▶ [GIVEN TASK]
From the first line of the listing below, retype each line up to and including the one with "const dip: Bar[]"; pictures stay out.

==================================================

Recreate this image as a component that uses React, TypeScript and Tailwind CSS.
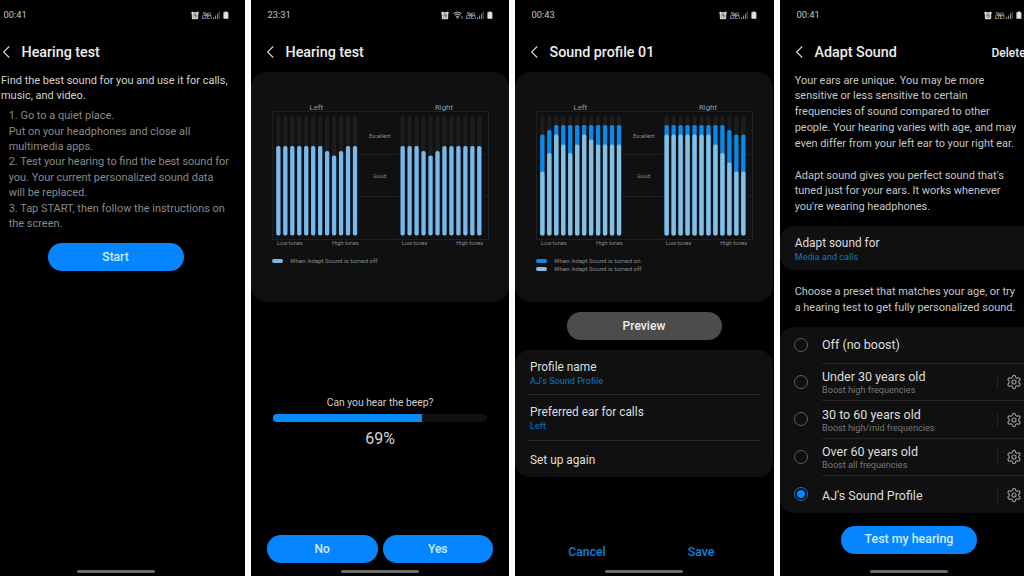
import type { ReactNode } from 'react'
import { Settings } from 'lucide-react'

interface Bar {
  off: number
  on?: number
}

interface StatusBarProps {
  time: string
  wifi?: boolean
}

interface ScreenProps extends StatusBarProps {
  title: string
  action?: string
  children: ReactNode
}

interface Preset {
  name: string
  hint?: string
  selected?: boolean
  editable?: boolean
}

// Bar heights in px, low tones first
const flat = (n: number): Bar[] => Array.from({ length: n }, () => ({ off: 89.5 }))
const dip: Bar[] = [{ off: 84.5 }, { off: 80 }, { off: 84.5 }]

const testLeft: Bar[] = [...flat(7), ...dip, ...flat(2)]
const testRight: Bar[] = [...flat(3), ...dip, ...flat(6)]

const profileLeft: Bar[] = [
  { on: 101, off: 64 },
  { on: 105.5, off: 82.5 },
  { on: 110.5, off: 101 },
  { on: 110.5, off: 91 },
  { on: 110.5, off: 82.5 },
  { on: 110.5, off: 91 },
  { on: 110.5, off: 101 },
  { on: 110.5, off: 96 },
  { on: 110.5, off: 91 },
  { on: 110.5, off: 91 },
  { on: 110.5, off: 91 },
  { on: 110.5, off: 91 },
]

const profileRight: Bar[] = [
  ...Array.from({ length: 7 }, () => ({ on: 110.5, off: 101 })),
  { on: 110.5, off: 91 },
  { on: 110.5, off: 82.5 },
  { on: 105.5, off: 73 },
  { on: 101, off: 64 },
  { on: 101, off: 64 },
]

const presets: Preset[] = [
  { name: 'Under 30 years old', hint: 'Boost high frequencies', editable: true },
  { name: '30 to 60 years old', hint: 'Boost high/mid frequencies', editable: true },
  { name: 'Over 60 years old', hint: 'Boost all frequencies', editable: true },
  { name: "AJ's Sound Profile", selected: true, editable: true },
]

function StatusBar({ time, wifi }: StatusBarProps) {
  return (
    <div className="flex h-[29px] shrink-0 items-center justify-between pl-[16.5px] pr-[16px] pt-px text-[#c4c4c4]">
      <span className="text-[9.3px]">{time}</span>
      <div className="flex items-center">
        <svg width="8" height="9" viewBox="0 0 8 9">
          <path d="M0.4 1.2L1.6 0.6L2.4 1.2h3.2L6.4 0.6L7.6 1.2v1.4L7.2 3.4v3.6L6.6 8.2H1.4L0.8 7V3.4L0.4 2.6z" fill="#dcdcdc" />
          <circle cx="4" cy="4.8" r="2.1" fill="none" stroke="#555" strokeWidth="0.5" />
          <path d="M4 3.4v1.6h1.3" fill="none" stroke="#111" strokeWidth="0.8" />
        </svg>
        {wifi && (
          <svg width="10" height="9" viewBox="0 0 10 9" className="ml-[4px]">
            <g fill="none" stroke="#aaa" strokeWidth="1.1">
              <path d="M0.5 2.7Q4.5 -0.6 8.5 2.7" />
              <path d="M1.8 4.3Q4.5 2 7.2 4.3" />
              <path d="M3 5.8Q4.5 4.6 6 5.8" />
            </g>
            <circle cx="4.5" cy="6.8" r="0.9" fill="#aaa" />
            <path d="M8.2 5.2v2.6M9.3 5.2v2.6" stroke="#999" strokeWidth="0.6" />
          </svg>
        )}
        <svg width="10" height="9" viewBox="0 0 10 9" className="ml-[3px]" fill="#b5b5b5" fontWeight="700">
          <text x="5" y="4" fontSize="4.4" textAnchor="middle">Vo))</text>
          <text x="5" y="8.2" fontSize="4.6" textAnchor="middle">LTE1</text>
        </svg>
        <svg width="7" height="8" viewBox="0 0 7 8" className="ml-[1px]" fill="#8c8c8c">
          <path d="M0 6h1.1v2H0zM2 4.4h1.1V8H2zM4 2.6h1.1V8H4z" />
          <path d="M5.8 0.8h0.9V8h-0.9z" fill="#666" />
        </svg>
        <svg width="6" height="8" viewBox="0 0 6 8" className="ml-[3px]" fill="#dedede">
          <path d="M1.8 0.4h2.2v0.9h1.4v6.5H0.4V1.3h1.4z" />
        </svg>
      </div>
    </div>
  )
}

function Screen({ time, wifi, title, action, children }: ScreenProps) {
  return (
    <div className="flex h-full w-[258px] shrink-0 flex-col bg-black">
      <StatusBar time={time} wifi={wifi} />
      <div className="flex h-[43px] shrink-0 items-center pl-[14.5px] pt-[3px]">
        <svg width="9" height="13" viewBox="0 0 9 13" fill="none" stroke="#d0d0d0" strokeWidth="1.2">
          <path d="M7.2 0.5L1.6 6L7.2 11.5" />
        </svg>
        <h1 className="ml-[11px] whitespace-nowrap pt-[2px] text-[14.3px] font-medium text-[#ededed]">{title}</h1>
        {action && <span className="ml-auto w-[46.5px] pt-px text-[12px] font-medium text-[#ededed]">{action}</span>}
      </div>
      <div className="flex min-h-0 flex-1 flex-col">{children}</div>
      <div className="mb-[3px] h-[3px] w-[78px] shrink-0 self-center rounded-full bg-[#6b6b6b]" />
    </div>
  )
}

function Bars({ x, bars, color }: { x: number; bars: Bar[]; color: string }) {
  return (
    <g>
      <rect x={x - 1} y={80} width={83.5} height={84} fill="#06111b" />
      {bars.map((bar, i) => {
        const left = x + i * 6.97
        return (
          <g key={i}>
            <rect x={left} y={44} width={4.3} height={119.5} rx={2} fill="#1d1d1d" />
            {bar.on && <rect x={left} y={163.5 - bar.on} width={4.3} height={bar.on} rx={1.6} fill="#068bec" />}
            <rect x={left} y={163.5 - bar.off} width={4.3} height={bar.off} rx={1.8} fill={color} />
          </g>
        )
      })}
    </g>
  )
}

function HearingChart({ left, right, color }: { left: Bar[]; right: Bar[]; color: string }) {
  return (
    <svg width="258" height="178" viewBox="0 0 258 178" className="shrink-0">
      <g fill="none" stroke="#202020" strokeWidth="1">
        <rect x="21.5" y="39.5" width="216" height="128" />
        <path d="M21.5 82.5h216M21.5 124.5h216" />
      </g>
      <Bars x={25.2} bars={left} color={color} />
      <Bars x={149.5} bars={right} color={color} />
      <g fill="#9a9a9a" fontSize="7.8" textAnchor="middle">
        <text x="65.3" y="37.7">Left</text>
        <text x="193" y="37.7">Right</text>
      </g>
      <g fill="#8c8c8c" fontSize="5.4" textAnchor="middle">
        <text x="128.8" y="65.8">Excellent</text>
        <text x="128.8" y="105.7">Good</text>
      </g>
      <g fill="#8c8c8c" fontSize="5.6">
        <text x="26" y="172.8">Low tones</text>
        <text x="107.8" y="172.8" textAnchor="end">High tones</text>
        <text x="150.7" y="172.8">Low tones</text>
        <text x="232.2" y="172.8" textAnchor="end">High tones</text>
      </g>
    </svg>
  )
}

function Legend({ swatch, label }: { swatch: string; label: string }) {
  return (
    <div className="flex h-[8.6px] items-center pl-[21px]">
      <span className={`h-[4px] w-[10.5px] rounded-full ${swatch}`} />
      <span className="ml-[7.5px] whitespace-nowrap pt-px text-[6.2px] text-[#8a8a8a]">{label}</span>
    </div>
  )
}

function SettingRow({ title, value }: { title: string; value: string }) {
  return (
    <div className="flex flex-col">
      <span className="text-[11.85px] leading-[15px] text-[#dedede]">{title}</span>
      <span className="text-[9.1px] leading-[13px] text-[#0878c8]">{value}</span>
    </div>
  )
}

function Radio({ selected }: { selected?: boolean }) {
  return (
    <span
      className={`flex size-[14px] shrink-0 items-center justify-center rounded-full border ${
        selected ? 'border-[#0878e0]' : 'border-[#5e5e5e]'
      }`}
    >
      {selected && <span className="size-[8px] rounded-full bg-[#0787ff]" />}
    </span>
  )
}

function PresetRow({ name, hint, selected, editable }: Preset) {
  return (
    <div className="flex h-[37.5px] items-center pl-[14px]">
      <Radio selected={selected} />
      <div className="ml-[14px] flex h-full flex-1 items-center border-t border-[#242424]">
        <div className="flex flex-1 flex-col pt-[2px]">
          <span className="text-[12.5px] leading-[15px] text-[#dedede]">{name}</span>
          {hint && <span className="text-[9.15px] leading-[13px] text-[#777]">{hint}</span>}
        </div>
        {editable && (
          <div className="flex w-[41px] items-center">
            <span className="h-[14px] w-px bg-[#242424]" />
            <Settings size={16} strokeWidth={1.8} className="ml-[7.5px] text-[#969696]" />
          </div>
        )}
      </div>
    </div>
  )
}

export default function App() {
  return (
    <div className="flex h-[576px] w-[1024px] overflow-hidden bg-white font-['Roboto',sans-serif]">
      {/* Intro */}
      <div className="flex w-[245px] shrink-0 justify-end overflow-hidden bg-black">
        <Screen time="00:41" title="Hearing test">
          <p className="whitespace-nowrap pl-[14px] pt-[0.5px] text-[10.96px] leading-[15.8px] text-[#d2d2d2]">
            Find the best sound for you and use it for calls,
            <br />
            music, and video.
          </p>
          <p className="mt-[4px] whitespace-nowrap pl-[21.7px] text-[10.96px] leading-[15.45px] text-[#898989]">
            1. Go to a quiet place.
            <br />
            Put on your headphones and close all
            <br />
            multimedia apps.
            <br />
            2. Test your hearing to find the best sound for
            <br />
            you. Your current personalized sound data
            <br />
            will be replaced.
            <br />
            3. Tap START, then follow the instructions on
            <br />
            the screen.
          </p>
          <button className="ml-[60.5px] mt-[11px] h-[28px] w-[136px] rounded-full bg-[#0585ff] text-[12px] font-medium text-[#cdeeff]">
            Start
          </button>
        </Screen>
      </div>

      {/* Test in progress */}
      <div className="ml-[6px] flex w-[258px] shrink-0 overflow-hidden bg-black">
        <Screen time="23:31" wifi title="Hearing test">
          <div className="h-[230px] shrink-0 rounded-[16px] bg-[#101010]">
            <HearingChart left={testLeft} right={testRight} color="#78b9ea" />
            <div className="mt-[6.5px]">
              <Legend swatch="bg-[#78b9ea]" label="When Adapt Sound is turned off" />
            </div>
          </div>
          <div className="mt-[94px] flex flex-col items-center">
            <span className="text-[10.3px] leading-[14px] text-[#cfcfcf]">Can you hear the beep?</span>
            <div className="mt-[4px] h-[8px] w-[214px] overflow-hidden rounded-full bg-[#101010]">
              <div className="h-full bg-[#058bfa]" style={{ width: '69.5%' }} />
            </div>
            <span className="mt-[7px] text-[16px] leading-[20px] text-[#d6d6d6]">69%</span>
          </div>
          <div className="mb-[7px] mt-auto flex justify-center gap-[5px] text-[12px] font-medium text-[#cdeeff]">
            <button className="h-[28px] w-[110.5px] rounded-full bg-[#0585ff]">No</button>
            <button className="h-[28px] w-[110.5px] rounded-full bg-[#0585ff]">Yes</button>
          </div>
        </Screen>
      </div>

      {/* Saved profile */}
      <div className="ml-[6px] flex w-[259px] shrink-0 overflow-hidden bg-black">
        <Screen time="00:43" title="Sound profile 01">
          <div className="h-[230px] shrink-0 rounded-[16px] bg-[#101010]">
            <HearingChart left={profileLeft} right={profileRight} color="#88bfdf" />
            <div className="mt-[6.5px]">
              <Legend swatch="bg-[#068bec]" label="When Adapt Sound is turned on" />
              <Legend swatch="bg-[#88bfdf]" label="When Adapt Sound is turned off" />
            </div>
          </div>
          <button className="mt-[10px] h-[28px] w-[155px] shrink-0 self-center rounded-full bg-[#4c4c4c] text-[12.1px] font-medium text-[#ececec]">
            Preview
          </button>
          <div className="mt-[10px] h-[127px] shrink-0 rounded-[15px] bg-[#101010] px-[12px]">
            <div className="h-[45px] border-b border-[#292929] pl-[3px] pt-[10px]">
              <SettingRow title="Profile name" value="AJ's Sound Profile" />
            </div>
            <div className="h-[45.5px] border-b border-[#292929] pl-[3px] pt-[10px]">
              <SettingRow title="Preferred ear for calls" value="Left" />
            </div>
            <div className="pl-[3px] pt-[12px] text-[11.85px] leading-[15px] text-[#dedede]">Set up again</div>
          </div>
          <div className="mb-[10px] mt-auto flex text-[12.2px] font-medium leading-[16px] text-[#0a84dc]">
            <button className="ml-[15px] w-[114px]">Cancel</button>
            <button className="w-[114px]">Save</button>
          </div>
        </Screen>
      </div>

      {/* Presets */}
      <div className="ml-[6px] flex w-[244px] shrink-0 overflow-hidden bg-black">
        <Screen time="00:41" title="Adapt Sound" action="Delete">
          <p className="whitespace-nowrap pl-[14.7px] pt-[0.5px] text-[10.95px] leading-[15.85px] text-[#c6c6c6]">
            Your ears are unique. You may be more
            <br />
            sensitive or less sensitive to certain
            <br />
            frequencies of sound compared to other
            <br />
            people. Your hearing varies with age, and may
            <br />
            even differ from your left ear to your right ear.
            <br />
            <br />
            Adapt sound gives you perfect sound that's
            <br />
            tuned just for your ears. It works whenever
            <br />
            you're wearing headphones.
          </p>
          <div className="mt-[11px] h-[44px] shrink-0 rounded-[14px] bg-[#101010] pl-[14.7px] pt-[9.5px]">
            <SettingRow title="Adapt sound for" value="Media and calls" />
          </div>
          <p className="mt-[14px] whitespace-nowrap pl-[14.7px] text-[10.95px] leading-[15.85px] text-[#c6c6c6]">
            Choose a preset that matches your age, or try
            <br />
            a hearing test to get fully personalized sound.
          </p>
          <div className="mt-[11px] h-[186px] shrink-0 rounded-[14px] bg-[#101010]">
            <div className="flex h-[36px] items-center pl-[14px] pt-px">
              <Radio />
              <span className="ml-[14px] pt-px text-[12.5px] text-[#dedede]">Off (no boost)</span>
            </div>
            {presets.map((preset) => (
              <PresetRow key={preset.name} {...preset} />
            ))}
          </div>
          <button className="mt-[13px] h-[28px] w-[136px] shrink-0 self-center rounded-full bg-[#0585ff] text-[12.4px] font-medium text-[#cdeeff]">
            Test my hearing
          </button>
        </Screen>
      </div>
    </div>
  )
}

==================================================

▶ [EXPECTED ANSWER]
Recreate this image as a component that uses React, TypeScript and Tailwind CSS.
import type { ReactNode } from 'react'
import { Settings } from 'lucide-react'

interface Bar {
  off: number
  on?: number
}

interface StatusBarProps {
  time: string
  wifi?: boolean
}

interface ScreenProps extends StatusBarProps {
  title: string
  action?: string
  children: ReactNode
}

interface Preset {
  name: string
  hint?: string
  selected?: boolean
  editable?: boolean
}

// Bar heights in px, low tones first
const flat = (n: number): Bar[] => Array.from({ length: n }, () => ({ off: 89.5 }))
const dip: Bar[] = [{ off: 84.5 }, { off: 80 }, { off: 84.5 }]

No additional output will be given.